Input records
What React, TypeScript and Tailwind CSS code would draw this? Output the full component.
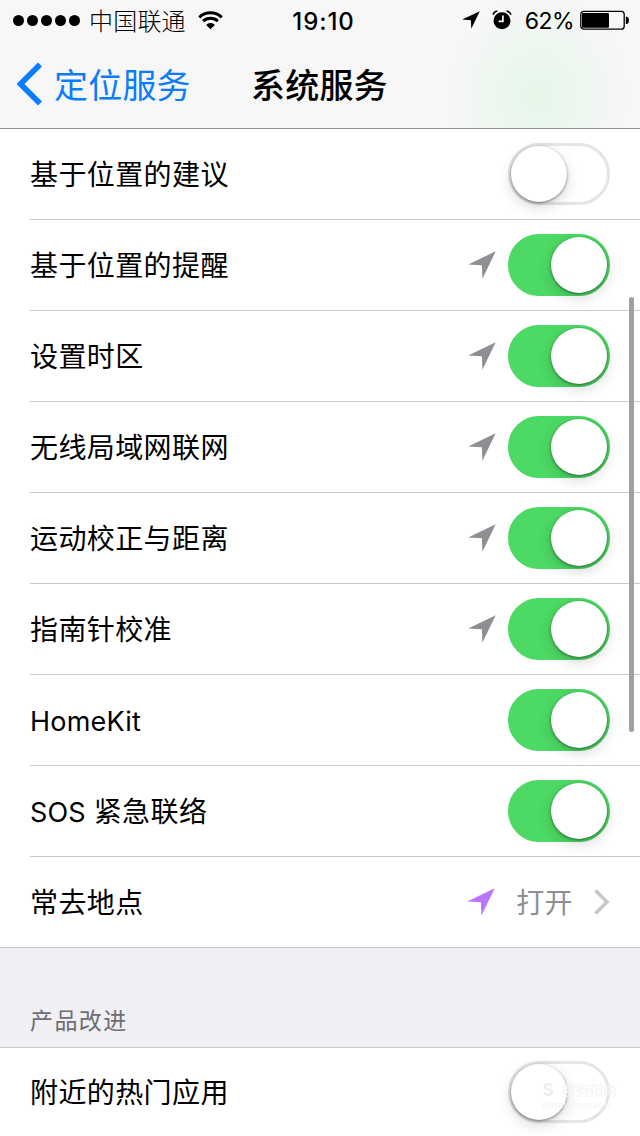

...

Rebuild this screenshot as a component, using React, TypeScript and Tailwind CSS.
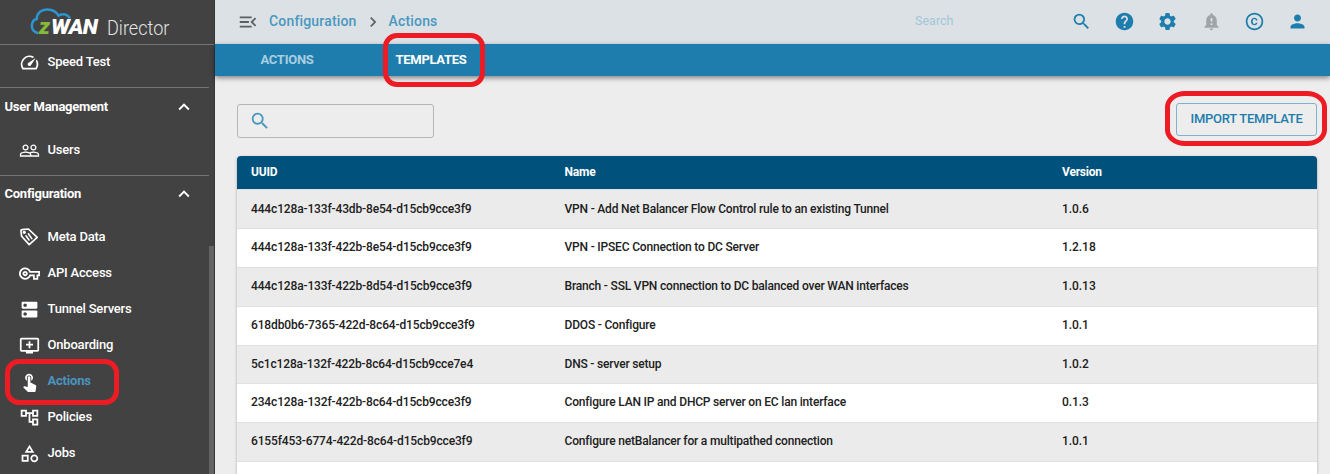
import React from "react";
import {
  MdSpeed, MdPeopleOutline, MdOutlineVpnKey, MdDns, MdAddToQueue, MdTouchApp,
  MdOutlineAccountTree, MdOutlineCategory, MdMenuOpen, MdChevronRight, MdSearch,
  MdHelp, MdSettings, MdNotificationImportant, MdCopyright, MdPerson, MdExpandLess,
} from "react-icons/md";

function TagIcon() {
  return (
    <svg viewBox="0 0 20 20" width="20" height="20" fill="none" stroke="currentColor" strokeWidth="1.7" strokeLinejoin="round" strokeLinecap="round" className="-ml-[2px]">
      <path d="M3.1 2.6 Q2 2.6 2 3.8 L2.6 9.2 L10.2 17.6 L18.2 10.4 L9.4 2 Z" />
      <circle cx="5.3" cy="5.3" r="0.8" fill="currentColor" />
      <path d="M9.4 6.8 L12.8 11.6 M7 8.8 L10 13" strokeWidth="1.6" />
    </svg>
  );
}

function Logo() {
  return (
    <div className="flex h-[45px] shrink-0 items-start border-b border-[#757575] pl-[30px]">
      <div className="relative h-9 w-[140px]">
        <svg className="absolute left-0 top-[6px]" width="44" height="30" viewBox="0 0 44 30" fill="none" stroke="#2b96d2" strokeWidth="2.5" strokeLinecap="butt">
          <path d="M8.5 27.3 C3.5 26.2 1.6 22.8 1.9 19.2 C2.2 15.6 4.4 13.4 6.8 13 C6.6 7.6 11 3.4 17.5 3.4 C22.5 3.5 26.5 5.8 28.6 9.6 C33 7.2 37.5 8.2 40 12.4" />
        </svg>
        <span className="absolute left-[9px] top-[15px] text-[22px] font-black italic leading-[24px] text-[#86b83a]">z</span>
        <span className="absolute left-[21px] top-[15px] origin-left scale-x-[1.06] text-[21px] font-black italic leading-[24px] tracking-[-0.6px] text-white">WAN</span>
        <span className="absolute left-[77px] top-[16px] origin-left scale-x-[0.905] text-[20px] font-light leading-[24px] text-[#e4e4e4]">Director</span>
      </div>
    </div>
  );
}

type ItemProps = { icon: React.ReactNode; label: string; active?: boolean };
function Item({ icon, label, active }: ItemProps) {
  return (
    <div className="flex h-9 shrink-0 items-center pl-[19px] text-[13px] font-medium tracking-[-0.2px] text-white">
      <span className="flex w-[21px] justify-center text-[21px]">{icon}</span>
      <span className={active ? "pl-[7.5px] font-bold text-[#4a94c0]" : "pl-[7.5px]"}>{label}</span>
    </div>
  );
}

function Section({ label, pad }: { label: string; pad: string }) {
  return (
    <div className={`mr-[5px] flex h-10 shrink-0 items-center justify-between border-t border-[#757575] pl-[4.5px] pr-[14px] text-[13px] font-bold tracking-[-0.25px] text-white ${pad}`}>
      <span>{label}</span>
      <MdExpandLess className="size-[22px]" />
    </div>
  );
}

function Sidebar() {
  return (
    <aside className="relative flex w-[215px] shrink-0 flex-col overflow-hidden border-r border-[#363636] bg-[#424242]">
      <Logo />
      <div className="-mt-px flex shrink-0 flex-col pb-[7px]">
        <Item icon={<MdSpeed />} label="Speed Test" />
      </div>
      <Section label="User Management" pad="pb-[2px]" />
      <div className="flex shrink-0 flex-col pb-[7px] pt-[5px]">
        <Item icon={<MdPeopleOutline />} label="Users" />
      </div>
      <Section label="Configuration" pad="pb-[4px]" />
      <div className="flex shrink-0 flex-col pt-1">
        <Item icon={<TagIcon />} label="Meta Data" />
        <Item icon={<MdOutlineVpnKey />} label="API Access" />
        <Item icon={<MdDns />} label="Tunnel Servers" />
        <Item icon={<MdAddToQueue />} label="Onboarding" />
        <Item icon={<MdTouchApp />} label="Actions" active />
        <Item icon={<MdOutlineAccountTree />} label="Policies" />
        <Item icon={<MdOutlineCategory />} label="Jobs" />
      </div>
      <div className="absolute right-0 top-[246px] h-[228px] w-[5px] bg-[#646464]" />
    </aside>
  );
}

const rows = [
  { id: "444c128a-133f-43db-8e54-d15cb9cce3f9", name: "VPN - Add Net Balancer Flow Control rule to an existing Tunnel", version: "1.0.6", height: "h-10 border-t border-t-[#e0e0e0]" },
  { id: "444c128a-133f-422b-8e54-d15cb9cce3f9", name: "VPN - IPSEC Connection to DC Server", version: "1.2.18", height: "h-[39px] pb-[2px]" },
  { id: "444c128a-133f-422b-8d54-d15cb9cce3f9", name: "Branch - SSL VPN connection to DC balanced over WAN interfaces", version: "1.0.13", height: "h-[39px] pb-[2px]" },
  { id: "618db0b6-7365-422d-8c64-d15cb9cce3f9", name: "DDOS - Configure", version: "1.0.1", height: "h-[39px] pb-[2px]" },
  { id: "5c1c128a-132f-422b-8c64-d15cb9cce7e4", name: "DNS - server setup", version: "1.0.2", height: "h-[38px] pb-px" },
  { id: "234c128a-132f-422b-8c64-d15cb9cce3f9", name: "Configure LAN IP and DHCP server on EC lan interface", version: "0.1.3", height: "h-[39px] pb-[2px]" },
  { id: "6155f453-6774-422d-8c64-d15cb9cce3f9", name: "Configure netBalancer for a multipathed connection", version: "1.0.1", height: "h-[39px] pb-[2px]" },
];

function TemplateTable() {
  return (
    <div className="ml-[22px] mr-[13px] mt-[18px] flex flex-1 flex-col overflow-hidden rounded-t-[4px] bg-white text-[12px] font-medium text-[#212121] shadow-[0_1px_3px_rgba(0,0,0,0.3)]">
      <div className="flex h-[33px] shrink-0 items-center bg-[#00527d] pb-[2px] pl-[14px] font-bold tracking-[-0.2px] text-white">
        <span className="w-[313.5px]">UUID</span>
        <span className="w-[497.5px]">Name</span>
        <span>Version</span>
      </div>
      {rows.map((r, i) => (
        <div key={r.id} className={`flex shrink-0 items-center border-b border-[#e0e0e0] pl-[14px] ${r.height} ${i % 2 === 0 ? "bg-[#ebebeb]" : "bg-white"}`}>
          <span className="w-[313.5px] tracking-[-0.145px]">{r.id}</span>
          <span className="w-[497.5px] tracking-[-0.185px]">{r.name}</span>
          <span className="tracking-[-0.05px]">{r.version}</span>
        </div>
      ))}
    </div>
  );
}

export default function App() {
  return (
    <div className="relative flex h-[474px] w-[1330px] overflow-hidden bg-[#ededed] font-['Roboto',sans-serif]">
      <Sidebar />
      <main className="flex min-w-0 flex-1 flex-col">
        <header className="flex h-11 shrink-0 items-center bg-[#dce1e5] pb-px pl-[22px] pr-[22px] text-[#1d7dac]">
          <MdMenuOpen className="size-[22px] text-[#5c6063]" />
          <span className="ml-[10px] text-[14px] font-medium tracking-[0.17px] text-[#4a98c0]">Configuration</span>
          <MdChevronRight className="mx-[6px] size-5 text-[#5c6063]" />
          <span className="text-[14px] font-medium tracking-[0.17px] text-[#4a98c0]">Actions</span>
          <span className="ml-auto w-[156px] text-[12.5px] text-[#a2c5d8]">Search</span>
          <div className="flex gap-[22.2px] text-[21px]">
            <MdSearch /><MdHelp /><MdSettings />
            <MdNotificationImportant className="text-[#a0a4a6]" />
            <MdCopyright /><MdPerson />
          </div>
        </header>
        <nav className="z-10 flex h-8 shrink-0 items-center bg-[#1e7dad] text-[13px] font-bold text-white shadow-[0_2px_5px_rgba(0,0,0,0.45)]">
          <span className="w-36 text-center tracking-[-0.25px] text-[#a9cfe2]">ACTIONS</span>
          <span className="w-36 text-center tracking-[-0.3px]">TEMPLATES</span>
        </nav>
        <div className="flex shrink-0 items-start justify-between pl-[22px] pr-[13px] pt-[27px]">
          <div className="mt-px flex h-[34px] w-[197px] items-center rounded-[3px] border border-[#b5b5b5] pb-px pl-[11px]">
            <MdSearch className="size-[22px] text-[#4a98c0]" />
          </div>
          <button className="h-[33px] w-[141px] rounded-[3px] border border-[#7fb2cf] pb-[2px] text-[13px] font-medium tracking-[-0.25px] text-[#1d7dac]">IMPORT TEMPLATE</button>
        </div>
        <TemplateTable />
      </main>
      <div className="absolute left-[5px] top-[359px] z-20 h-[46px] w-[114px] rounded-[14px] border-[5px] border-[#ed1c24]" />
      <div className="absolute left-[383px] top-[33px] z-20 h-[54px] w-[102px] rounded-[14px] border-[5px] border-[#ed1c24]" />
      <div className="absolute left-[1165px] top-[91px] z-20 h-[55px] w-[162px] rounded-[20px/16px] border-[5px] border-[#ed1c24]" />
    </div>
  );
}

What to do
Look through the entries above and report each line where the string "this" occurs.

Written response
What React, TypeScript and Tailwind CSS code would draw this? Output the full component.
Rebuild this screenshot as a component, using React, TypeScript and Tailwind CSS.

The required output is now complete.